Stonewalling in a partnership is usually an indicator for a dying relationship. It is usually more present in men than women due to quicker physiological responses, Boccia said.
“This stonewalling happens when a person in the relationship — in the conversation — becomes flooded physiologically,” Boccia said. “Their fight or flight response goes off the rails and they get overwhelmed by it. It’s called flooding.”
Dr. Tamara Lawrence, undergraduate program director and senior lecturer in psychology and neuroscience, said that Valentine’s Day also has an interesting effect on relationships. Whatever underlying dynamic is already present in the partnership is magnified by the holiday.
“I would say that Valentine’s Day makes good relationships better, and the stress and pressure of it makes bad relationships worse, right?” Lawrence said. “It’s a stressor. If you’re happy, then you can figure out a way to be happy together and grow in the relationship. But if you’re struggling, then it becomes stressful and it magnifies. And couples tend to be a little bit worse off after any holiday, really, but let alone a holiday that you’re supposed to show your love from one another, and you’re struggling with that.”
Following the topic of relationships, Lawrence also said that the narrative of opposites attracting is not true.
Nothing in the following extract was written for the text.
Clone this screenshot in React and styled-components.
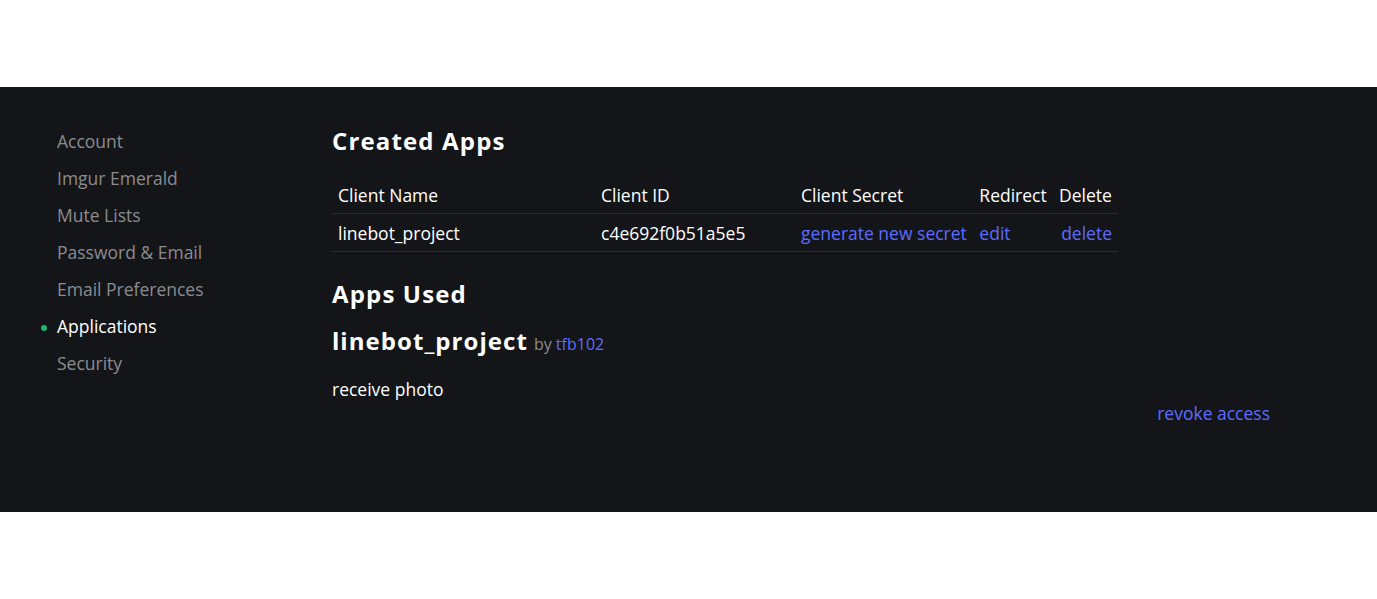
import React from "react";
import styled, { createGlobalStyle } from "styled-components";

const Global = createGlobalStyle`
  html, body { margin: 0; padding: 0; background: #fff; }
  body { font-family: "Open Sans", "Noto Sans", sans-serif; }
`;

const Page = styled.div`
  padding-top: 87px;
  padding-bottom: 87px;
`;

const Band = styled.div`
  background: #141518;
  height: 425px;
  box-sizing: border-box;
  padding: 38px 107px 0 57px;
  display: flex;
`;

const Side = styled.nav`
  width: 275px;
  flex-shrink: 0;
  display: flex;
  flex-direction: column;
  gap: 11px;
  padding-top: 3px;
`;

const NavItem = styled.a`
  position: relative;
  font-size: 17.5px;
  line-height: 26px;
  color: ${p => (p.$active ? "#ffffff" : "#8b8c90")};
  text-decoration: none;
  ${p =>
    p.$active &&
    `&::before {
      content: "";
      position: absolute;
      left: -16px;
      top: 12px;
      width: 6px;
      height: 6px;
      border-radius: 50%;
      background: #1bb76e;
    }`}
`;

const Main = styled.main`
  flex: 1;
  display: flex;
  flex-direction: column;
`;

const H2 = styled.h2`
  margin: 0;
  font-size: 24px;
  font-weight: 700;
  letter-spacing: 1.15px;
  line-height: 32px;
  color: #fff;
`;

const Table = styled.table`
  border-collapse: collapse;
  width: 786px;
  margin-top: 19px;
  margin-bottom: 26px;
`;

const Th = styled.th`
  text-align: left;
  font-weight: 400;
  font-size: 17.5px;
  color: #fff;
  padding: 0 6px;
  height: 37px;
  vertical-align: middle;
  border-bottom: 1px solid #2a2c30;
  white-space: nowrap;
  width: ${p => p.$w || "auto"};
`;

const Td = styled.td`
  font-size: 17.5px;
  color: ${p => (p.$link ? "#5d6cff" : "#fff")};
  padding: 0 6px;
  height: 37px;
  border-bottom: 1px solid #2a2c30;
  white-space: nowrap;
  text-align: ${p => (p.$right ? "right" : "left")};
`;

const AppTitle = styled.div`
  margin-top: 15px;
  display: flex;
  align-items: baseline;
  gap: 6px;
`;

const AppName = styled.span`
  font-size: 24px;
  font-weight: 700;
  letter-spacing: 1.05px;
  color: #fff;
  line-height: 32px;
`;

const By = styled.span`
  font-size: 16px;
  color: #8b8c90;
`;

const Link = styled.a`
  color: #5d6cff;
  text-decoration: none;
`;

const Desc = styled.p`
  margin: 20px 0 0;
  font-size: 17.5px;
  color: #fff;
  line-height: 24px;
`;

const Revoke = styled.div`
  text-align: right;
  font-size: 17.5px;
  line-height: 24px;
`;

const navItems = [
  "Account",
  "Imgur Emerald",
  "Mute Lists",
  "Password & Email",
  "Email Preferences",
  "Applications",
  "Security",
];

export default function App() {
  return (
    <Page>
      <Global />
      <Band>
        <Side>
          {navItems.map(n => (
            <NavItem key={n} $active={n === "Applications"}>
              {n}
            </NavItem>
          ))}
        </Side>
        <Main>
          <H2>Created Apps</H2>
          <Table>
            <thead>
              <tr>
                <Th $w="251px">Client Name</Th>
                <Th $w="188px">Client ID</Th>
                <Th>Client Secret</Th>
                <Th>Redirect</Th>
                <Th>Delete</Th>
              </tr>
            </thead>
            <tbody>
              <tr>
                <Td>linebot_project</Td>
                <Td>c4e692f0b51a5e5</Td>
                <Td $link>generate new secret</Td>
                <Td $link>edit</Td>
                <Td $link $right>delete</Td>
              </tr>
            </tbody>
          </Table>
          <H2>Apps Used</H2>
          <AppTitle>
            <AppName>linebot_project</AppName>
            <By>
              by <Link>tfb102</Link>
            </By>
          </AppTitle>
          <Desc>receive photo</Desc>
          <Revoke>
            <Link>revoke access</Link>
          </Revoke>
        </Main>
      </Band>
    </Page>
  );
}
“I know we kind of have the cultural wisdom that opposites attract, but they’re usually not very happy together, so having a lot in common with a partner is helpful,” Lawrence said. “In the same lines with that, having mutually enjoyable activities that they enjoy doing is also super helpful for relationship functioning.”
While mutuality and enjoyment are key points of a relationship, this can become tricky in college when both people in the partnership are still finding themselves and planning out their lives. Boccia said the key to finding a successful relationship while not having completely established yourself revolves around understanding what you want on your own.
“I think the bedrock of it all is understanding your values, your worldview, your assumptions about how the world is and what’s your place in it,” Boccia said.